Choice Bank hosted a short seminar on Wednesday, February 5 to assist producers in getting ready for the 2020 growing season and beyond. The seminar included three speakers that had one simple message for those who attended - start planning your future now and become educated on what the options are available.
“Agriculture is changing so much; it’s going to be such a different game in the next decade that this is just going to be more and more instrumental in being successful,” Choice Bank President Todd Borchardt said.
Planning a future in farming means knowing the deadlines for programs such as the ARC, PLC, WHIP+ offered by United States Department of Ag Farm Service Agency. Julie Howatt, the executive director for the Cavalier County FSA office, reminded producers that the deadline for submitting their information for the 2019 year is March 15.
“We need you guys to get in and sign up for 2019,” Howatt said.
Howatt explained the different uses and reasons for using the different elections. There are some changes that have taken place for 2019, and she cautioned producers who have yet to make their way to the FSA office in Cavalier County that if they do not get in soon, they may miss the deadline and be forced to use the 2018 payment.
“If you do not get this done by the deadline, you forego the 2019 payment, and you revert back to whatever you had in 2018 as far as election. We cannot continually call,” Howatt stressed. “So it’s really important to go to these meetings, learn, hear about it, see what you have to do. I would say you would need to get in before the end of February to get this done for 2019.”
Howatt stressed that with the potential conditions heading into the 2020 growing season, producers need to have this paperwork taken care of sooner rather than later as deadlines loom. The season will be busy, and Howatt highly recommends that after getting the information from the FSA office to visit with the individual’s crop insurance agent to work out the best plan for the producer.
“As it changes, you have to change with it. You have to adapt and evolve. It’s important to be at these [meetings],” Borchardt said.
Zach Schaefer, an ag banker and crop insurance specialist at the Langdon location of Choice Bank, provided invaluable information regarding the crop insurance options available to area producers. Schaefer noted that agents would be able to assist producers with a lot of the manual part of the FSA applications and elections. Once a producer has their FSA election and crop insurance decisions settled, the next piece of advice to those in attendance was related to marketing the crops.
“Marketing is something that I think could be pretty intimidating for a lot of people. They don’t have as good of an understanding. So I would say easing into it, having the education, getting to crop insurance or marketing meetings is just going to help people do a better job of farming,” Borchardt noted.

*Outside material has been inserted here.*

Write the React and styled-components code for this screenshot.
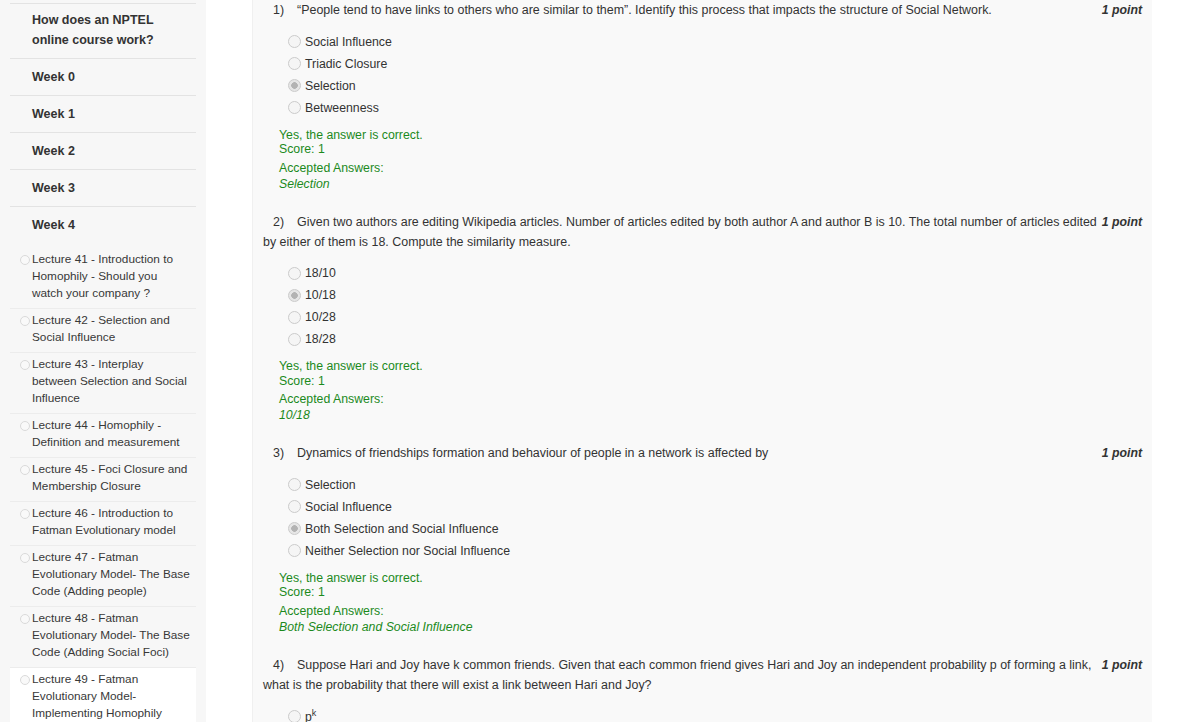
import React from "react";
import styled, { createGlobalStyle } from "styled-components";

const GlobalStyle = createGlobalStyle`
    body {
        margin: 0;
        background: #fff;
        font-family: "Liberation Sans", Arial, sans-serif;
        color: #333;
    }
`;

const Page = styled.div`
    display: flex;
    align-items: stretch;
    height: 722px;
    overflow: hidden;
`;

const Sidebar = styled.nav`
    width: 206px;
    flex-shrink: 0;
    box-sizing: border-box;
    background: #f7f7f7;
    padding: 3px 10px 0;
`;

const NavHeading = styled.div`
    padding: ${(props) => (props.$tall ? "6px 10px 8px 22px" : "11px 10px 11px 22px")};
    line-height: ${(props) => (props.$tall ? "20px" : "14px")};
    font-size: 12.5px;
    font-weight: bold;
    color: #333;
    border-top: ${(props) => (props.$first ? "1px solid #e3e3e3" : "none")};
    border-bottom: ${(props) => (props.$open ? "none" : "1px solid #e3e3e3")};
`;

const LectureList = styled.div`
    margin-top: 5px;
`;

const Lecture = styled.div`
    display: flex;
    align-items: flex-start;
    padding: 3px 5.5px 6px 10px;
    font-size: 11.8px;
    line-height: 17px;
    color: #383838;
    background: ${(props) => (props.$active ? "#fff" : "transparent")};
    border-bottom: 1px solid ${(props) => (props.$active ? "#fff" : "#ececec")};
`;

const LectureDot = styled.span`
    width: 8px;
    height: 8px;
    flex-shrink: 0;
    margin: 4px 2px 0 0;
    border: 1px solid #dadada;
    border-radius: 50%;
    background: #f9f9f9;
`;

const Main = styled.main`
    width: 900px;
    flex-shrink: 0;
    box-sizing: border-box;
    margin-left: 46px;
    padding: 0 10px 0 10px;
    background: #f9f9f9;
    border-left: 1px solid #f0f0f0;
    font-size: 12.3px;
    color: #333;
`;

const Question = styled.section`
    margin-top: ${(props) => (props.$first ? "0" : "19px")};
`;

const QText = styled.div`
    font-size: 12.45px;
    line-height: 20px;
    text-indent: 10px;
`;

const Num = styled.span`
    margin-right: 13px;
`;

const Points = styled.span`
    float: right;
    font-size: 12.3px;
    font-weight: bold;
    font-style: italic;
    text-indent: 0;
`;

const Options = styled.div`
    margin-top: 10.5px;
    padding-left: 25px;
`;

const OptionRow = styled.label`
    display: flex;
    align-items: center;
    height: 22px;
`;

const Radio = styled.span`
    width: 11px;
    height: 11px;
    flex-shrink: 0;
    margin-right: 4px;
    border: 1px solid #cbcbcb;
    border-radius: 50%;
    background: ${(props) =>
        props.$checked
            ? "radial-gradient(circle, #b3b3b3 0 3px, #e6e6e6 3.6px)"
            : "#f5f5f5"};
`;

const Sup = styled.sup`
    font-size: 9px;
`;

const Feedback = styled.div`
    margin-top: 9px;
    padding-left: 16px;
    color: #1c8a1c;
`;

const FeedLine = styled.div`
    line-height: 14.5px;
`;

const Accepted = styled.div`
    margin-top: 3px;
    line-height: 16px;
`;

const AnswerText = styled.div`
    line-height: 17px;
    font-style: italic;
`;

const questions = [
    {
        n: "1)",
        text: "“People tend to have links to others who are similar to them”. Identify this process that impacts the structure of Social Network.",
        options: ["Social Influence", "Triadic Closure", "Selection", "Betweenness"],
        checked: 2,
        answer: "Selection",
    },
    {
        n: "2)",
        text: "Given two authors are editing Wikipedia articles. Number of articles edited by both author A and author B is 10. The total number of articles edited by either of them is 18. Compute the similarity measure.",
        options: ["18/10", "10/18", "10/28", "18/28"],
        checked: 1,
        answer: "10/18",
    },
    {
        n: "3)",
        text: "Dynamics of friendships formation and behaviour of people in a network is affected by",
        options: [
            "Selection",
            "Social Influence",
            "Both Selection and Social Influence",
            "Neither Selection nor Social Influence",
        ],
        checked: 2,
        answer: "Both Selection and Social Influence",
    },
    {
        n: "4)",
        text: "Suppose Hari and Joy have k common friends. Given that each common friend gives Hari and Joy an independent probability p of forming a link, what is the probability that there will exist a link between Hari and Joy?",
        options: [
            <>
                p<Sup>k</Sup>
            </>,
        ],
        checked: -1,
    },
];

const lectures = [
    "Lecture 41 - Introduction to Homophily - Should you watch your company ?",
    "Lecture 42 - Selection and Social Influence",
    "Lecture 43 - Interplay between Selection and Social Influence",
    "Lecture 44 - Homophily - Definition and measurement",
    "Lecture 45 - Foci Closure and Membership Closure",
    "Lecture 46 - Introduction to Fatman Evolutionary model",
    "Lecture 47 - Fatman Evolutionary Model- The Base Code (Adding people)",
    "Lecture 48 - Fatman Evolutionary Model- The Base Code (Adding Social Foci)",
    "Lecture 49 - Fatman Evolutionary Model- Implementing Homophily",
];

export default function App() {
    return (
        <>
            <GlobalStyle />
            <Page>
                <Sidebar>
                    <NavHeading $tall $first>
                        How does an NPTEL
                        <br />
                        online course work?
                    </NavHeading>
                    <NavHeading>Week 0</NavHeading>
                    <NavHeading>Week 1</NavHeading>
                    <NavHeading>Week 2</NavHeading>
                    <NavHeading>Week 3</NavHeading>
                    <NavHeading $open>Week 4</NavHeading>
                    <LectureList>
                        {lectures.map((l, i) => (
                            <Lecture key={l} $active={i === lectures.length - 1}>
                                <LectureDot />
                                <span>{l}</span>
                            </Lecture>
                        ))}
                    </LectureList>
                </Sidebar>
                <Main>
                    {questions.map((q, qi) => (
                        <Question key={q.n} $first={qi === 0}>
                            <QText>
                                <Points>1 point</Points>
                                <Num>{q.n}</Num>
                                {q.text}
                            </QText>
                            <Options>
                                {q.options.map((o, oi) => (
                                    <OptionRow key={oi}>
                                        <Radio $checked={oi === q.checked} />
                                        <span>{o}</span>
                                    </OptionRow>
                                ))}
                            </Options>
                            {q.answer && (
                                <Feedback>
                                    <FeedLine>Yes, the answer is correct.</FeedLine>
                                    <FeedLine>Score: 1</FeedLine>
                                    <Accepted>Accepted Answers:</Accepted>
                                    <AnswerText>{q.answer}</AnswerText>
                                </Feedback>
                            )}
                        </Question>
                    ))}
                </Main>
            </Page>
        </>
    );
}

Tommy Grisafi, a commodity risk management advisor at Advance Trading based in Valparaiso, Indiana, provided a no-fluff, exactly how it is approach to what the markets are doing, what producers can do to try and come out on top, and what is currently the biggest handicap that producers have. Grisafi explained that the very things that are helping producers are also hurting them. He referred to how the Market Facilitiation Programs have enabled producers to hang onto crops that they otherwise would have moved already. This coupled with the low interest rates means that the crop will only sell for a worse price later.
“At Advanced Trading, we can control flat price, but we can’t control basis,” Grisafi said. “We want you to sell right at a hot basis.”
Grisafi simplified the explanation of basis as being the function of a producer's ability to store grain until somebody needs it. Currently, Grisafi believes that the American economy is set for stock market prices to go up and commodity prices to go down. With this in mind, having a marketing plan for crops is going to make or break producers over the next 10 years, according to Grisafi.
“My plan and what I help people do is try to figure out how bad it’s going to be and then only get better from there,” Grisafi said.
By planning for the worst outcomes that could occur and managing risk accordingly, producers have a good chance to make gains. Crop insurance, a basic plan, and working with bankers are the best things to do. With yields continually rising across the country having a target price in mind when marketing and then selling at that price allows producers to capture markets that would otherwise go unknown.
“Because of the fluidness of commodity markets today, as relative to what that looked like even 10 years ago, news is so much faster today in terms of variables that impact commodity markets that you just have to be that much more prepared for it,“ Borchardt shared. “To his point [Grisafi’s], capturing the carries when they happen and the rallies when they happen and just being ready to jump on opportunities when they are there.”